17. The only timely objection to the Stay Motion was filed by Debtor (Doc. 62), and that objection has been resolved by this Order, as indicated by the signatures below of the parties' respective counsel and the Trustee.

18. Debtor, as borrower, executed a Business Lending Confirmation Letter dated November 24, 2014, to the order of Wells Fargo, for the principal sum of $679, 582.19 bearing interest at a fixed rate of 5.00%. A copy of the Business Lending Confirmation Letter is attached to the Stay Motion as Exhibit D (referred to herein as "Note 1") and is incorporated therein by reference.

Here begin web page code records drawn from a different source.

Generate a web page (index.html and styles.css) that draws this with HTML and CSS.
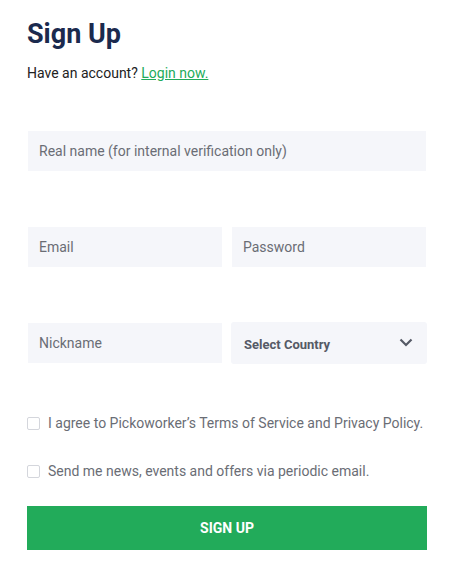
FILE: index.html
```html
<!DOCTYPE html>
<html>
<head>
<meta charset="utf-8">
<link rel="stylesheet" href="styles.css">
</head>
<body>
<form class="signup">
  <h1 class="title">Sign Up</h1>
  <p class="subtitle">Have an account? <a href="#" class="login">Login now.</a></p>
  <div class="row row-first">
    <div class="field">Real name (for internal verification only)</div>
  </div>
  <div class="row two">
    <div class="field">Email</div>
    <div class="field">Password</div>
  </div>
  <div class="row two">
    <div class="field">Nickname</div>
    <div class="select">
      <span>Select Country</span>
      <svg class="chev" width="14" height="9" viewBox="0 0 14 9"><path d="M1.5 1.5 L7 7 L12.5 1.5" fill="none" stroke="#555a66" stroke-width="2.2"/></svg>
    </div>
  </div>
  <label class="check check-first"><span class="box"></span>I agree to Pickoworker’s Terms of Service and Privacy Policy.</label>
  <label class="check"><span class="box"></span>Send me news, events and offers via periodic email.</label>
  <button type="button" class="btn">SIGN UP</button>
</form>
</body>
</html>
```
FILE: styles.css
```css
html, body { margin: 0; padding: 0; background: #fff; }
*, *::before, *::after { box-sizing: border-box; }
body { font-family: Roboto, "Liberation Sans", sans-serif; }
.signup {
  width: 400px;
  margin-left: 27px;
  padding-top: 17px;
  display: flex;
  flex-direction: column;
}
.title {
  margin: 0;
  font-size: 27px;
  line-height: 34px;
  font-weight: 700;
  color: #1b2a4e;
}
.subtitle {
  margin: 13px 0 0;
  font-size: 14px;
  line-height: 18px;
  color: #222;
}
.login { color: #22ab5a; text-decoration: underline; }
.row { display: grid; grid-template-columns: 1fr; margin-top: 56px; }
.row.two { grid-template-columns: 1fr 1fr; column-gap: 8px; }
.row-first { margin-top: 49px; }
.field {
  height: 40px;
  margin: 0 1px;
  background: #f5f6fa;
  color: #6a6d75;
  font-size: 14px;
  line-height: 40px;
  padding-left: 11px;
}
.select {
  height: 42px;
  margin-top: -1px;
  background: #f5f6fa;
  border-radius: 3px;
  display: flex;
  align-items: center;
  justify-content: space-between;
  padding: 0 14px 0 13px;
  font-size: 13px;
  font-weight: 700;
  color: #555a66;
}
.select span { padding-top: 3px; }
.chev { margin-top: -2px; }
.check {
  display: flex;
  align-items: center;
  font-size: 14px;
  color: #6a6d75;
  height: 20px;
}
.check-first { margin-top: 49px; }
.check + .check { margin-top: 28px; }
.box {
  width: 13px;
  height: 13px;
  border: 1px solid #d4d6dc;
  border-radius: 2px;
  margin-right: 8px;
  flex: none;
}
.btn {
  margin-top: 25px;
  height: 44px;
  border: none;
  background: #22ab5a;
  color: #fff;
  font-family: Roboto, "Liberation Sans", sans-serif;
  font-weight: 700;
  font-size: 14px;
  cursor: pointer;
}
```
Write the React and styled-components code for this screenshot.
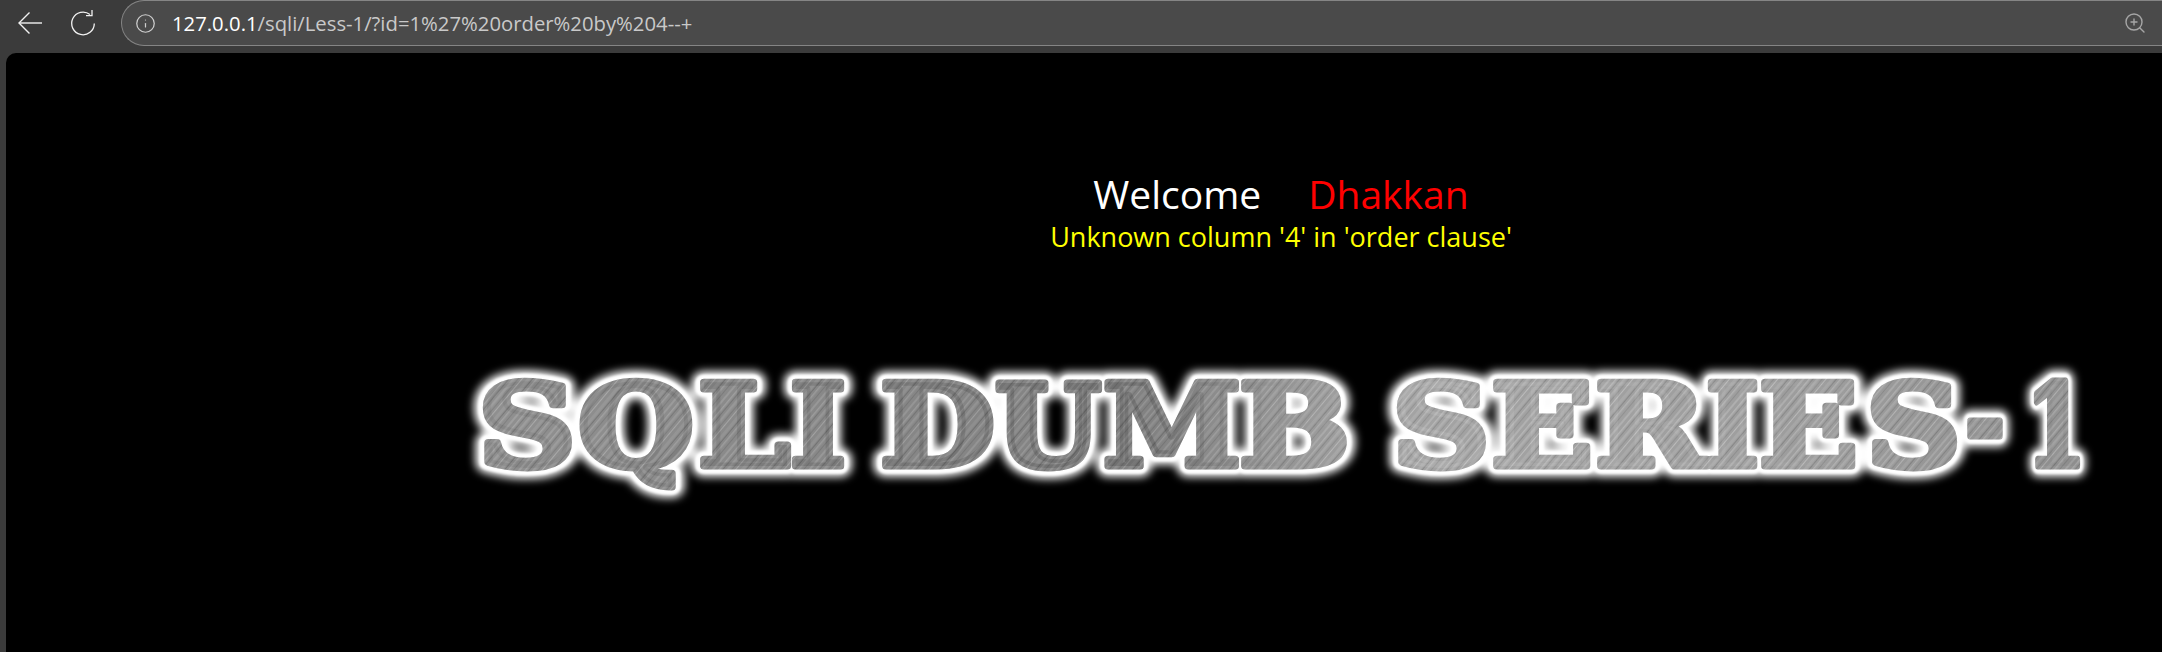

To the extent applicable, exhibits are identified herein with the same identification used for the exhibits in Wells Fargo's Proof of Claim 8 (Claim 8) and Proof of Claim 9 (Claim 9), each filed herein on December 8, 2021.

19. As security for the payment of Note 1, Debtor, on November 24, 2014, executed and delivered a certain Mortgage, Assignment of Rents and Leases, Security Agreement and Fixture Filing (referred to herein as "Mortgage 1") to Wells Fargo, which Mortgage 1 granted a mortgage lien against the Property. Mortgage 1 was recorded on November 24, 2014, in Book 1580, Page 559, as Document #201413249, in the records of San Juan County, New Mexico. A copy of Mortgage 1 is attached to the Stay Motion as Exhibit F and is incorporated therein by reference.

20. LF Well Service, Inc. ("LF"), as borrower, executed a Promissory Note dated April 21, 2016 (along with the Change in Terms Agreement described in the subsequent paragraph, referred to herein as "Note 2") to the order of Wells Fargo, for the principal sum of $344, 159.92, bearing interest at the rate of 5.5% per annum, which was the result of two (2) previous obligations, Promissory Note dated January 23, 2012, and Business Lending Confirmation Letter dated November 24, 2014, of LF to Wells Fargo being combined into the term obligation of Note 2. A copy of Note 2 is attached to the Stay Motion as Exhibit G and is incorporated therein by reference. A copy of the Business Lending Confirmation Letter is attached to the Stay Motion as Exhibit E and is incorporated therein by reference.

21. By a Change in Terms Agreement, Wells Fargo granted LF an extension of the maturity date of Note 2 to August 16, 2018. A copy of the Change in Terms Agreement dated September 18, 2017, is attached to the Stay Motion as Exhibit H and is incorporated therein by reference.

22. Debtor, as Guarantor, executed a Commercial Guaranty dated April 21, 2016, wherein Guarantor absolutely and unconditionally promised to pay all the indebtedness of LF, Borrower, on the terms and conditions set forth in said Guaranty. A copy of the Commercial Guaranty is attached to the Stay Motion as Exhibit I and is incorporated therein by reference.

23. Note 2 is further secured by a Mortgage dated April 21, 2016, (along with the Modification of Mortgage described in the subsequent paragraph, referred to herein as "Mortgage 2"), which Mortgage 2 granted a mortgage lien against the Property. A copy of Mortgage 2 is attached to the Stay Motion as Exhibit J and is incorporated therein by reference, which Mortgage 2 was recorded on June 10, 2016, as Document #201606694, in the records of San Juan County, New Mexico.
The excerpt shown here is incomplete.